One of the less well-known acts on the bill was Angela Barnes, who won the BBC New Comedy Award in 2011. In an era when the aforementioned likes of Bridget Christie and Sara Pascoe are pushing comedy forward, Barnes feels more like a throwback, part Sarah Millican, part Jo Brand, bemoaning her lack of success with men and being slightly smutty, but there was no denying that she was very funny. Some newish performers might have been intimidated by the large stage and large crowd, but Barnes was relaxed and engaging and one of the surprise hits of the night.
The closing act of the first half was Jack Dee. Anyone who has not seen him in the last couple of years might have been surprised to see him cradling a mini guitar - that'll teach him to buy things off ebay, he joked - but for anyone who has caught his act lately we knew what to expect - typically grumpy gags and a song about the jobs he has had such as working on a building site - "I ate sandwiches and I talked shite". A gag about how the local junkies all get dumped quietly in Hastings also went down very well, showing that Dee is a real pro, able to tailor his material to the relevant crowd to show he has made an effort. Or maybe he does the same gag in Hastings but reverses the towns.

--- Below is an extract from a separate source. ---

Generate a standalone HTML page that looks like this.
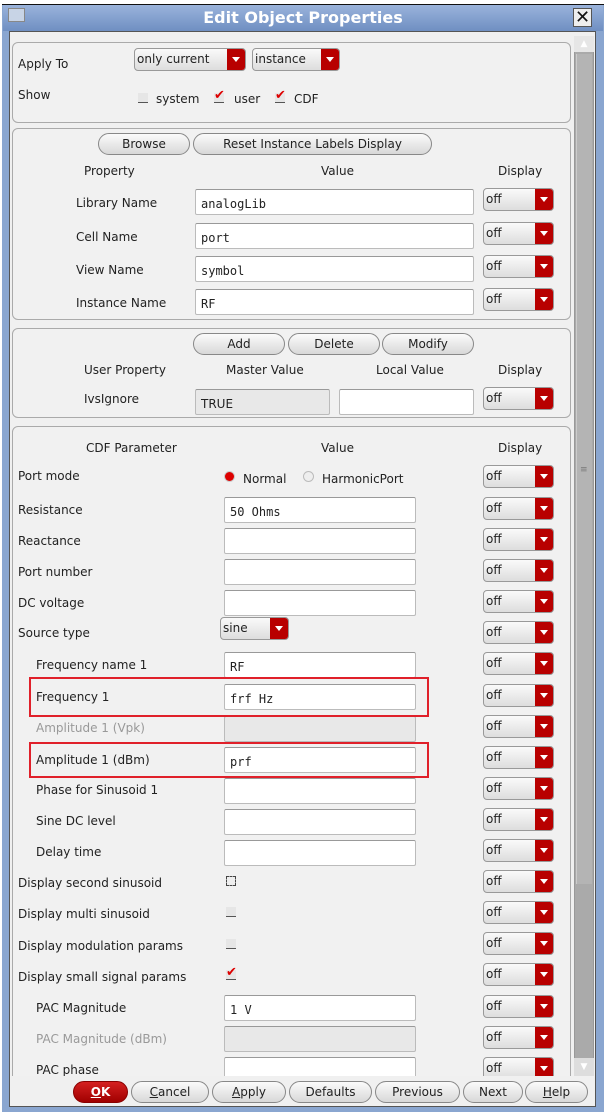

Sometimes benefit gigs can feel a little like stand-up conveyor belts, but this show had a fresh feel about it despite feeling a little like a pocket-sized C4 Comedy Gala. Or maybe that was just me, because it made a change to see these acts away from the Hammersmith Apollo and the O2. There was also a difference in tone at the start of the second half when a representative from Sussex Beacon came on to make a moving appeal. "Well, that's really killed the atmosphere," said Carr when he returned. It could have been in bad taste but Carr is far too amiable of offend anyone.
Jon Richardson had a far worse issue than Seann Walsh's problem of oversleeping. He is currently happy, which he worries might stop him from being funny. A nice premise but he didn't seem to have a problem tonight as he managed to find plenty to whinge about, from people in queues to stag parties. He clearly hasn't changed that much - he still has to make sure everything onstage is symmetrical before he starts his set.
Suzi Ruffell was another newish act on the bill but has come a long way since I last saw her. She supported Alan Carr on his last tour and maybe playing big venues has helped her confidence. Even when her material was a little overfamilar - dating travails again - she sold it like a true pro, strutting around the stage as if she owned it. She has a nice riff about how finding a lover is like finding a flat - at first you are fussy, in the end you'll take anything however bad the damp is - and one could see heads nodding in recognition all over the Dome.
Seann Walsh was a slam dunk highlight of the second half, revealing that he had accidentally got off the train in East Grinstead and wondered where the beach had gone. The long-haired loudmouth is on a roll at the moment following his Foster's Award nomination and the fact that he used to live in Brighton and knew all the right local references such as impersonating the man who does Tai Chi near the Pavilion meant that he could not fail. Most of his material came from his winning Edinburgh set and he showed particular skill setting up his routine about kicking a ball back to kids in the park. I was impressed by his physical comedy but even more impressed by the way he smoothly put his phone on the floor by the mic and played the right sound effect. If the stand-up doesn't pan out there is clearly a future as a techie for Walsh.
Kevin Bridges was also on good form. It was fun to see the Glaswegian get in on the act with an opening gambit about how great it was to be doing a hometown gig. Bridges is 100% comedy. Every line was funny, every line packed a punch. He might have lobbed in some pretty ancient gags and references – is Bruno Mars still even going? - but his short, sharp set was a great way to finish the evening.
Except that it wasn't the end. As Carr had let slip at the start the special guest was Michael McIntyre, who was greeted with, well, if not a standing ovation certainly sitting ovation. McIntyre admitted that he hadn't gigged in a while but it didn't show as he bounded around and chatted to the front row. He said he did not have any material so would tell us what he had been up to lately. Apart from some useful parenting advice - fling iPads at your kids to get some peace - it largely turned out to be the same thing he had been up to last time I saw him, ie, moving to the country and shitting himself that burglars might break in. A great story told with finesse but maybe not quite as off-the-cuff at it seemed, though it did have an added gag about fields full of rape since I last heard it.
Of course this is me being a picky critic. Most of the audience had not seen McIntyre do this or seen him in such a modest venue and absolutely loved it. He really is so naturally funny one would expect McIntyre to raise the roof by reading his shopping list. A great finish and a great start to the Brighton Comedy Festival.